# [SUPPLIED DATA]
^^^^^^^^^^^^^^^^
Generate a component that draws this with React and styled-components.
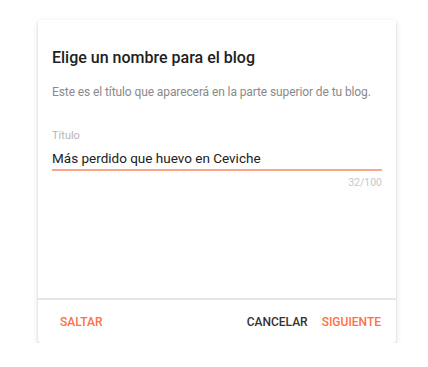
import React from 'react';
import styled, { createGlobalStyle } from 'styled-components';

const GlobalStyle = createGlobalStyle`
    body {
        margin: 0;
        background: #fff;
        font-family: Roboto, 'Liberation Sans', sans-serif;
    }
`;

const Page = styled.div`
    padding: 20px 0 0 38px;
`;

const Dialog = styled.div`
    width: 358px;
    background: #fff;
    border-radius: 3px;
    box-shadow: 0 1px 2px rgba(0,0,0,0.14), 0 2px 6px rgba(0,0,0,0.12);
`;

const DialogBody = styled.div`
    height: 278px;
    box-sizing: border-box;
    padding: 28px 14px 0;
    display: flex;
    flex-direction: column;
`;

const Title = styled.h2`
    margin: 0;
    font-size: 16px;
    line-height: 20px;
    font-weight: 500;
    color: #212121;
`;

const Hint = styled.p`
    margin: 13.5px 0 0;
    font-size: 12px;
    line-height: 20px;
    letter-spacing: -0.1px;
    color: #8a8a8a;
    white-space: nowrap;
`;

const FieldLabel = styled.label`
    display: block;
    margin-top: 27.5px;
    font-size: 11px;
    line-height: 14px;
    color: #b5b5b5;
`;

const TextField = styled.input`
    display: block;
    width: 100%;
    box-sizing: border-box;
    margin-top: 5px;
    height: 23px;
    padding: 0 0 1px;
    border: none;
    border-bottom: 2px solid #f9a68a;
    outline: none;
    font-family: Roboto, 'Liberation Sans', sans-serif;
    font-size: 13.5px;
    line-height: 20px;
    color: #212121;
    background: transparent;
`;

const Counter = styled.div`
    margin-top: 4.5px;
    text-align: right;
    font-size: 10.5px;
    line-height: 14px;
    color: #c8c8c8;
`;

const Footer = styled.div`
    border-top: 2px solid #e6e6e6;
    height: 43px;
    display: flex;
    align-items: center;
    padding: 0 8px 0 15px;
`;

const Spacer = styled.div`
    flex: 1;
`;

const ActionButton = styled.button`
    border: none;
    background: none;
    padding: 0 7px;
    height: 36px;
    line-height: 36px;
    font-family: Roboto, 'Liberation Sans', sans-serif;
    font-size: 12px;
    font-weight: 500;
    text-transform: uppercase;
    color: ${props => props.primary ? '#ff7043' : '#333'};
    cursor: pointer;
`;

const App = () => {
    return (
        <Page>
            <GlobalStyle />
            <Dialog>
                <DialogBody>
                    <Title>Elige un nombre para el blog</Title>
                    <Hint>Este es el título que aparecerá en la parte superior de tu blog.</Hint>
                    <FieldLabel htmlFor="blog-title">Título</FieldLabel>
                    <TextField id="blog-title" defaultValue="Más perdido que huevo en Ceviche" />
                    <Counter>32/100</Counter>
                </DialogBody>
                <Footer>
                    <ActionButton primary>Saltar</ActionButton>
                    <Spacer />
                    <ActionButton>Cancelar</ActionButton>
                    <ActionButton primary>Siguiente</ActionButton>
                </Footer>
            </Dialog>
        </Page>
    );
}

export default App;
^^^^^^^^^^^^^^^^
# [GIVEN PROBLEM]
Leave out the pictures and retype every line above exactly.

# [TASK ANSWER]
Generate a component that draws this with React and styled-components.
import React from 'react';
import styled, { createGlobalStyle } from 'styled-components';

const GlobalStyle = createGlobalStyle`
    body {
        margin: 0;
        background: #fff;
        font-family: Roboto, 'Liberation Sans', sans-serif;
    }
`;

const Page = styled.div`
    padding: 20px 0 0 38px;
`;

const Dialog = styled.div`
    width: 358px;
    background: #fff;
    border-radius: 3px;
    box-shadow: 0 1px 2px rgba(0,0,0,0.14), 0 2px 6px rgba(0,0,0,0.12);
`;

const DialogBody = styled.div`
    height: 278px;
    box-sizing: border-box;
    padding: 28px 14px 0;
    display: flex;
    flex-direction: column;
`;

const Title = styled.h2`
    margin: 0;
    font-size: 16px;
    line-height: 20px;
    font-weight: 500;
    color: #212121;
`;

const Hint = styled.p`
    margin: 13.5px 0 0;
    font-size: 12px;
    line-height: 20px;
    letter-spacing: -0.1px;
    color: #8a8a8a;
    white-space: nowrap;
`;

const FieldLabel = styled.label`
    display: block;
    margin-top: 27.5px;
    font-size: 11px;
    line-height: 14px;
    color: #b5b5b5;
`;

const TextField = styled.input`
    display: block;
    width: 100%;
    box-sizing: border-box;
    margin-top: 5px;
    height: 23px;
    padding: 0 0 1px;
    border: none;
    border-bottom: 2px solid #f9a68a;
    outline: none;
    font-family: Roboto, 'Liberation Sans', sans-serif;
    font-size: 13.5px;
    line-height: 20px;
    color: #212121;
    background: transparent;
`;

const Counter = styled.div`
    margin-top: 4.5px;
    text-align: right;
    font-size: 10.5px;
    line-height: 14px;
    color: #c8c8c8;
`;

const Footer = styled.div`
    border-top: 2px solid #e6e6e6;
    height: 43px;
    display: flex;
    align-items: center;
    padding: 0 8px 0 15px;
`;

const Spacer = styled.div`
    flex: 1;
`;

const ActionButton = styled.button`
    border: none;
    background: none;
    padding: 0 7px;
    height: 36px;
    line-height: 36px;
    font-family: Roboto, 'Liberation Sans', sans-serif;
    font-size: 12px;
    font-weight: 500;
    text-transform: uppercase;
    color: ${props => props.primary ? '#ff7043' : '#333'};
    cursor: pointer;
`;

const App = () => {
    return (
        <Page>
            <GlobalStyle />
            <Dialog>
                <DialogBody>
                    <Title>Elige un nombre para el blog</Title>
                    <Hint>Este es el título que aparecerá en la parte superior de tu blog.</Hint>
                    <FieldLabel htmlFor="blog-title">Título</FieldLabel>
                    <TextField id="blog-title" defaultValue="Más perdido que huevo en Ceviche" />
                    <Counter>32/100</Counter>
                </DialogBody>
                <Footer>
                    <ActionButton primary>Saltar</ActionButton>
                    <Spacer />
                    <ActionButton>Cancelar</ActionButton>
                    <ActionButton primary>Siguiente</ActionButton>
                </Footer>
            </Dialog>
        </Page>
    );
}

export default App;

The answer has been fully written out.